Sunday, December 14, 2014

Responding to an Invitation to Come and Visit Sometime

Starman (Jeff Bridges): Dutch apple pie with whipped cream. It's wonderful.

Jenny (Karen Allen): For a primitive species we have our points.

Voyager 2 was a space probe that was launched in 1977 to explore the solar system. It was actually launched before Voyager 1, but Voyager 2 moves slower and was passed by Voyager 1.

It is an extended mission that has been going on now for more than 37 years.

Each Voyager carried with it a gold–plated audio–visual disc. The idea was that, if the probe was found by an intelligent life form somewhere, that life form could see images and hear voice recordings and music from earth on that disc.

That, essentially, was the starting point of John Carpenter's "Starman," a movie starring Jeff Bridges and Karen Allen that made its debut 30 years ago today.

Unfortunately, "Starman" was largely overlooked when it was showing on the big screen. It cost $24 million to make and took in less than $29 million at the box office, which wasn't really in the same ballpark with the top–grossing films of 1985. That really is too bad because I thought it was a literate, clever and thoroughly plausible story.

Bridges was Starman, one of those intelligent life forms I was talking about. Someone from his civilization came across the probe, found the disc and heard a clear invitation for visitors to come to earth in peace. Apparently, it was decided to send a probe to earth, on which Starman (in whatever form he took — initially, he just appeared to be a blue ball) was riding, acting as some kind of advance scout.

"He, or it, has traveled to Earth in response to the invitation from Voyager," film critic Roger Ebert wrote, "but of course the Air Force treats the spacecraft as a possible invader and shoots missiles at it." Starman's vessel crashed in Wisconsin, near the home of Jenny Hayden (Karen Allen), a young widow.

He made his way to her home, where she had been drinking and reminiscing about her late husband before passing out. While she slept, Starman the blue ball entered the home and found all the mementos she had spread out in the living room, including a lock of her husband's hair.

Starman used the hair to clone a body for himself, then he used one of several smaller balls he carried with him (each of which seemed to have the power to do remarkable things) to contact his people. He informed them that his vessel had crashed and the terrain was hostile. He arranged to rendezvous with his people at a landing site in Arizona in three days' time.

Jenny had been awakened, and she witnessed him transmitting his message.

Starman managed to coerce Jenny into taking him to Arizona. At first, she tried to figure out ways to be stopped — or to get away from the Starman. But, at the same time, she was mesmerized. He looked so much like Scott — and he sounded like Scott.

She was torn.

After Jenny saw him revive a dead deer with another of his small balls, the movie became something of a bonding experience between the two. Starman had a rudimentary knowledge of English from the disc, and he learned how to communicate more effectively in the language.

Jenny taught him that humans weren't as uniformly primitive as he first believed.

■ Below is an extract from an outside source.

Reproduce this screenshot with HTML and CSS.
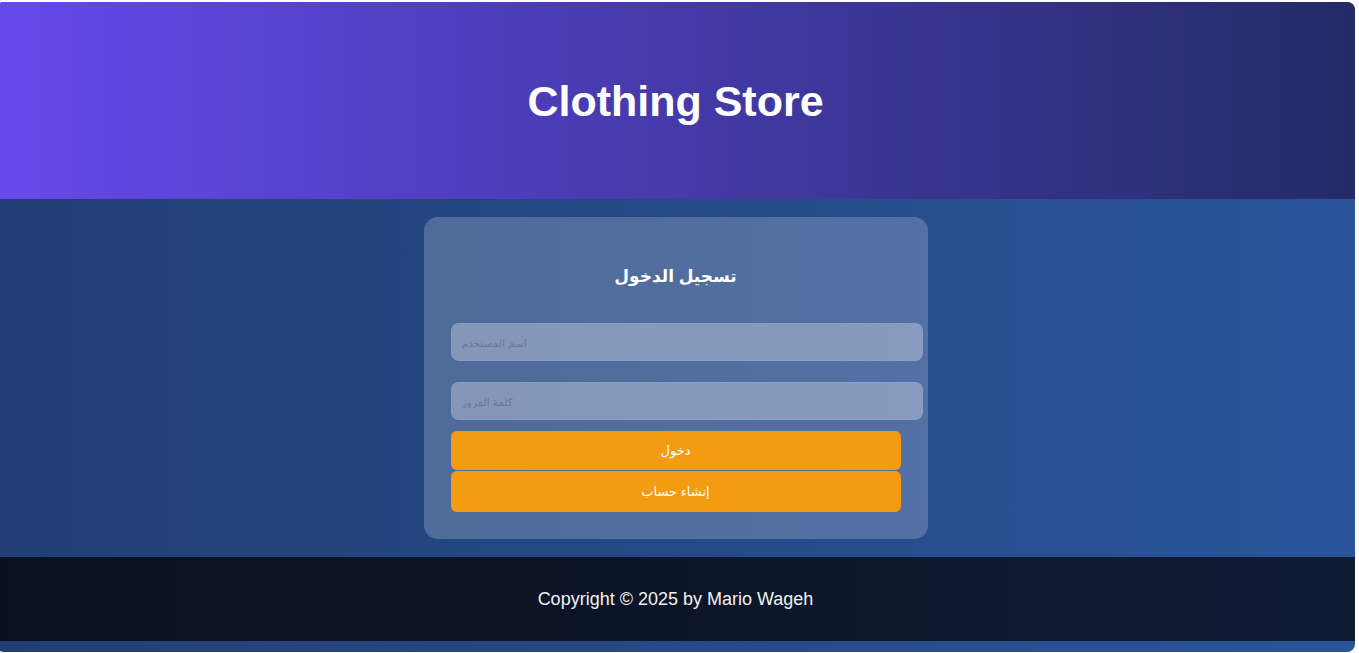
FILE: index.html
```html
<!DOCTYPE html>
<html lang="ar">
<head>
<meta charset="utf-8">
<title>Clothing Store</title>
<link rel="stylesheet" href="styles.css">
</head>
<body>
<div class="page">
  <header class="site-header">
    <h1 class="site-title">Clothing Store</h1>
  </header>
  <main class="site-main">
    <section class="login-card">
      <h2 class="login-title">تسجيل الدخول</h2>
      <form class="login-form">
        <input class="field field-user" type="text" placeholder="اسم المستخدم">
        <input class="field field-pass" type="password" placeholder="كلمة المرور">
        <button class="btn btn-login" type="button">دخول</button>
        <button class="btn btn-signup" type="button">إنشاء حساب</button>
      </form>
    </section>
  </main>
  <footer class="site-footer">
    <p class="copyright">Copyright © 2025 by Mario Wageh</p>
  </footer>
</div>
</body>
</html>
```

FILE: styles.css
```css
html, body {
  margin: 0;
  padding: 0;
  background: #ffffff;
}

body {
  font-family: "Liberation Sans", Arial, "DejaVu Sans", sans-serif;
}

.page {
  margin: 2px 4px 1px -4px;
  height: 650px;
  border-radius: 8px;
  overflow: hidden;
  background: linear-gradient(90deg, #213f74, #2a549a);
  display: flex;
  flex-direction: column;
}

.site-header {
  height: 197px;
  flex: none;
  display: flex;
  align-items: center;
  justify-content: center;
  background: linear-gradient(90deg, #6649ec, #232b66);
}

.site-title {
  margin: 0;
  color: #ffffff;
  font-size: 43px;
  font-weight: bold;
  line-height: 50px;
  padding-top: 0;
}

.site-main {
  flex: none;
  height: 358px;
  display: flex;
  justify-content: center;
  align-items: flex-start;
  padding-top: 18px;
  box-sizing: border-box;
}

.login-card {
  width: 504px;
  height: 322px;
  box-sizing: border-box;
  padding: 33px 27px 27px 27px;
  border-radius: 14px;
  background: rgba(255, 255, 255, 0.2);
}

.login-title {
  direction: rtl;
  margin: 14px 0 33px;
  text-align: center;
  color: #ffffff;
  font-size: 17px;
  font-weight: bold;
  line-height: 26px;
  font-family: "Liberation Sans", Arial, "DejaVu Sans", sans-serif;
}

.login-form {
  display: flex;
  flex-direction: column;
  align-items: flex-start;
}

.field {
  direction: ltr;
  text-align: left;
  width: 100%;
  box-sizing: content-box;
  padding: 10px;
  margin: 0;
  height: 16px;
  border: 1px solid rgba(255, 255, 255, 0.05);
  border-radius: 8px;
  background: rgba(255, 255, 255, 0.3);
  color: #1d2a44;
  font-size: 13.333px;
  font-family: "Liberation Sans", Arial, "DejaVu Sans", sans-serif;
  outline: none;
}

.field::placeholder {
  color: #6c7792;
  font-size: 10.5px;
}

.field-user {
  margin-bottom: 21px;
}

.field-pass {
  margin-bottom: 11px;
}

.btn {
  direction: rtl;
  width: 450px;
  height: 40px;
  border: none;
  border-radius: 6px;
  background: #f39c12;
  color: #ffffff;
  font-size: 13px;
  font-family: "Liberation Sans", Arial, "DejaVu Sans", sans-serif;
  cursor: pointer;
}

.btn-login {
  height: 39px;
  margin-bottom: 1px;
}

.btn-signup {
  height: 41px;
}

.site-footer {
  flex: none;
  height: 84px;
  display: flex;
  align-items: center;
  justify-content: center;
  background: linear-gradient(90deg, #0a111e, #0f1a33);
}

.copyright {
  margin: 0;
  color: #f2f2f2;
  font-size: 18px;
  line-height: 22px;
}
```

However, one of humanity's more savage elements, the U.S. Army, was pursuing them with the intention of having a vivisectionist slice up the alien. A scientist from SETI (Charles Martin Smith) was with them, and he played an important role in allowing Starman and Jenny to escape.

Before he did so, he had some questions for Starman.

"Have people from your world been here before?" he wanted to know.

"Before, yes," Starman replied. "We are interested in your species."

"You mean you're some kind of anthropologist?" the scientist asked. "Is that what you're doing here? Just checking us out?"

"You are a strange species," Starman said. "Not like any other. And you'd be surprised how many there are. Intelligent but savage. Shall I tell you what I find beautiful about you?"

The scientist nodded, and then Starman delivered perhaps the best line of the movie.

"You are at your very best when things are worst."

I thought Bridges had another great line when, as he and Jenny were riding in a railroad boxcar, she asked him to describe the planet from which he came.

"It is beautiful," he replied. "Not like this, but it is beautiful. There is only one language, one law, one people. There is no war, no hunger. The strong do not victimize the helpless. We are very civilized, but we have lost something, I think. You are all so much alive, all so different."

And that really is humanity's great conundrum, isn't it? Well, it's one of them. We like to say that we value diversity, but humans are naturally suspicious of those who are different from themselves in some way. I guess it is a defense mechanism, honed by centuries of evolution.

Many people do not want to be like that and honestly despise that trait in themselves, but it remains a part of human nature — an ugly part, yes, but a part, nonetheless.

In his preparation to play Starman, I've heard that Bridges studied birds and their movements. His reasoning was that an alien would not have human characteristics and, finding himself in a human body, would act with animal instincts. I thought it was effective — and explained many things I did not know before I saw the movie.

It was effective enough that Bridges received an Oscar nomination, but he lost to F. Murray Abraham ("Amadeus"). It was the movie's only Oscar nomination.